Web page code records
____________

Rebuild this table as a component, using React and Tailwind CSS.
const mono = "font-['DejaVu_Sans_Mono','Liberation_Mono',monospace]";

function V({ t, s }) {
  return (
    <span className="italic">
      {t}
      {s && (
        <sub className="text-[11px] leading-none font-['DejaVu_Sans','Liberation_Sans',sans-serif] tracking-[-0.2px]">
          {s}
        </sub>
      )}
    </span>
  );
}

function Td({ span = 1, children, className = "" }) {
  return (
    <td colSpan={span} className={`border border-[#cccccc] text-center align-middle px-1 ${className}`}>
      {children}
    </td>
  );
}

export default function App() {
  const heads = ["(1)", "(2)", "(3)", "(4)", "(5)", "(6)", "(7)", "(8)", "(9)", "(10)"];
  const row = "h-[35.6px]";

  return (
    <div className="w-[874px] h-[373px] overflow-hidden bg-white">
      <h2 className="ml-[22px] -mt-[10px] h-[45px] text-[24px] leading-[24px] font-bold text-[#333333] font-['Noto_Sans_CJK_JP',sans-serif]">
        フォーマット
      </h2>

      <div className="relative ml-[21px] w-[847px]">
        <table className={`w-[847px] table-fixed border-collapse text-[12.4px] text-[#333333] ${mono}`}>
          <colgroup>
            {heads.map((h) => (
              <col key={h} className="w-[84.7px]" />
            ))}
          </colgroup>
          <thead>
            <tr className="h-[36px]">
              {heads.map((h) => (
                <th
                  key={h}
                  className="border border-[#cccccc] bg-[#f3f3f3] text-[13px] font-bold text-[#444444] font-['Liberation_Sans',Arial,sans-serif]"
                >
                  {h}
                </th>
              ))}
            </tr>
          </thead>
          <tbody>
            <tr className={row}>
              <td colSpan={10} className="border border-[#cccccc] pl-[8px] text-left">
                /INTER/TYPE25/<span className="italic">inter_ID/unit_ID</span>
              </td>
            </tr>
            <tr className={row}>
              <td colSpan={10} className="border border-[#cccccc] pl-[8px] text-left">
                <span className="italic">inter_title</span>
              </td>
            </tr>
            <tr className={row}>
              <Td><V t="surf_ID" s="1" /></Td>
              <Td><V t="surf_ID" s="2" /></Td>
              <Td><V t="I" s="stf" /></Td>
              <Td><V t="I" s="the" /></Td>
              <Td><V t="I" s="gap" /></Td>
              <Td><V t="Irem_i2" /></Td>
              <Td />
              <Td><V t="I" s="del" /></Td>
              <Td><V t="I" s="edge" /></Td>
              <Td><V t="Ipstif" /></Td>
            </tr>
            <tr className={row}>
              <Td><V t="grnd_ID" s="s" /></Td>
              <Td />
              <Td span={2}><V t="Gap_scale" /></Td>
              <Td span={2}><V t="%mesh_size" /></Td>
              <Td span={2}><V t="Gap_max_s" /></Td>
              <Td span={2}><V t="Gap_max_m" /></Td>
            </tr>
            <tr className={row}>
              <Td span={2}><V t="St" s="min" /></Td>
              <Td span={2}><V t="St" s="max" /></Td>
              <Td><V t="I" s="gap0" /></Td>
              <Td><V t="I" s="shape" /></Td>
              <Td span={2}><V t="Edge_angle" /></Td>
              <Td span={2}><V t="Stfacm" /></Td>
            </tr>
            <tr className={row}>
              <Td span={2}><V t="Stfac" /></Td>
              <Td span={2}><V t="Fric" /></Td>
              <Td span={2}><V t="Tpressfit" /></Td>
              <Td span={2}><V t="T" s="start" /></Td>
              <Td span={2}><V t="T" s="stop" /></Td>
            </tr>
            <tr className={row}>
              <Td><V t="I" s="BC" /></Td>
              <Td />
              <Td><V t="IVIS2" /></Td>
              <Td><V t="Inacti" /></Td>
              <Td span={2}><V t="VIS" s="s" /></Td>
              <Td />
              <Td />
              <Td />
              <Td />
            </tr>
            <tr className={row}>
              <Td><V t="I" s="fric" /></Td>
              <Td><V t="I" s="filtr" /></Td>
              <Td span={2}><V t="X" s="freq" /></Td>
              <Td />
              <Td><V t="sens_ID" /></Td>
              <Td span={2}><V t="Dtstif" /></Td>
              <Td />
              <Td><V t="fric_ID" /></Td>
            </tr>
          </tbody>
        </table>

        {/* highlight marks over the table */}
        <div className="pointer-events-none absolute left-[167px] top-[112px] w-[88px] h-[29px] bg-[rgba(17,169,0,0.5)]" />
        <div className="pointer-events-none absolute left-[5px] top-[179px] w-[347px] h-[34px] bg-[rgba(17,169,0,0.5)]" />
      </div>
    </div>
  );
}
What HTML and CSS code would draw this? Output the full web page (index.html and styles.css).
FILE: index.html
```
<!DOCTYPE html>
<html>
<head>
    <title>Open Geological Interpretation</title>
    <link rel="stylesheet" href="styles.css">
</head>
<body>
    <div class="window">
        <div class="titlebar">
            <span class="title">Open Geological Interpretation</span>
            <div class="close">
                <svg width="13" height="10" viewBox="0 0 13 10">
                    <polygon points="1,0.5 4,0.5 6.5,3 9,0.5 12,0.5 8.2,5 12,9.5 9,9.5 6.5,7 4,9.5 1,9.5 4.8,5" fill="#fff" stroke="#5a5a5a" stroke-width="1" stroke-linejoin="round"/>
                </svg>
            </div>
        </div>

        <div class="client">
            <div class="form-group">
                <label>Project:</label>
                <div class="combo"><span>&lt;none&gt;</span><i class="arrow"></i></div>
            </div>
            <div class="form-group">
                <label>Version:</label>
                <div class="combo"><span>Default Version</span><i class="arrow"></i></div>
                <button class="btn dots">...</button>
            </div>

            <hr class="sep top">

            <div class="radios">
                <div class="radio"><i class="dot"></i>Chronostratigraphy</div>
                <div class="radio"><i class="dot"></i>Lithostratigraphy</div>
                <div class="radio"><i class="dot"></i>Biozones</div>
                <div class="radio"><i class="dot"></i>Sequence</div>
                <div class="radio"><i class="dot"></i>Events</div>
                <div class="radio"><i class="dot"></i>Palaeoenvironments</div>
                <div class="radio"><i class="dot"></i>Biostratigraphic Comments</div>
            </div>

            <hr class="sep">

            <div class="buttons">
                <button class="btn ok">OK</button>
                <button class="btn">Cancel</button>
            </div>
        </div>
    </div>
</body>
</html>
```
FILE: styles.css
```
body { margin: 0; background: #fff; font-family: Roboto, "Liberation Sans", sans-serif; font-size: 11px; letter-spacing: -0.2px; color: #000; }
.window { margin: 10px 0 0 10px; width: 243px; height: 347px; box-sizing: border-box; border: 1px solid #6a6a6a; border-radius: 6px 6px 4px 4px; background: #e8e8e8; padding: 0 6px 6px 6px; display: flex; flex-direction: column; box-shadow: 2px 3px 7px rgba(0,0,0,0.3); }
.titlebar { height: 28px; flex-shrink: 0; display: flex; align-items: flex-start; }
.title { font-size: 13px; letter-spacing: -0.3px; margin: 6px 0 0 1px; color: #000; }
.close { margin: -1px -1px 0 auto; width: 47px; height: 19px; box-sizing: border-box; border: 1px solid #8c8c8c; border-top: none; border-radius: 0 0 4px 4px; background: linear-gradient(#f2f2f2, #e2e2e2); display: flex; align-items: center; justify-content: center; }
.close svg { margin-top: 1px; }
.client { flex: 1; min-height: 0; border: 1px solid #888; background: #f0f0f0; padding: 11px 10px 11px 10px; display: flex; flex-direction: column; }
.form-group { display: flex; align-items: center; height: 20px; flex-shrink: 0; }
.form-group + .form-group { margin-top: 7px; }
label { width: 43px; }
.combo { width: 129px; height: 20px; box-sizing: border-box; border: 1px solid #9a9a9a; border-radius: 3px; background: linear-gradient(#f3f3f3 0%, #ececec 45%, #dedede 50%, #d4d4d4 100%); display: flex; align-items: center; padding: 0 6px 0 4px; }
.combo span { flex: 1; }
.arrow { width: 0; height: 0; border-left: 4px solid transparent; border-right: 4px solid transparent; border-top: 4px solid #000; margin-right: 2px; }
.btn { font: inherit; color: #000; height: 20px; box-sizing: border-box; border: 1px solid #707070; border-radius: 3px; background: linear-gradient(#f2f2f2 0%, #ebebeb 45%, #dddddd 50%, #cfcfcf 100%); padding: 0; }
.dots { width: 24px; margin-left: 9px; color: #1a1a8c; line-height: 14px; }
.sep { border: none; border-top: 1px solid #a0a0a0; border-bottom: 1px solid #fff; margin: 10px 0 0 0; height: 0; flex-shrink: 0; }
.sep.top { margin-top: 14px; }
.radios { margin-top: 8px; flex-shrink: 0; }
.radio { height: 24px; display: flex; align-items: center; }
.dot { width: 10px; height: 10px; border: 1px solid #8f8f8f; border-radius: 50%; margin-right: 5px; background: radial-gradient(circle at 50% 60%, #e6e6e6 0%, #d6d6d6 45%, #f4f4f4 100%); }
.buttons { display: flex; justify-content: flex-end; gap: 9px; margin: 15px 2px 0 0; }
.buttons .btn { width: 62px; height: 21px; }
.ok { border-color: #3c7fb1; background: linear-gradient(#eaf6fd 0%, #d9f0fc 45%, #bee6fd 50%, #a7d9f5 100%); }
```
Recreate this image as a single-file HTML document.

____________

* _Exercise prompt_:
Copy all lines from the data that hold the word "index".

* _The answer_:
What HTML and CSS code would draw this? Output the full web page (index.html and styles.css).
FILE: index.html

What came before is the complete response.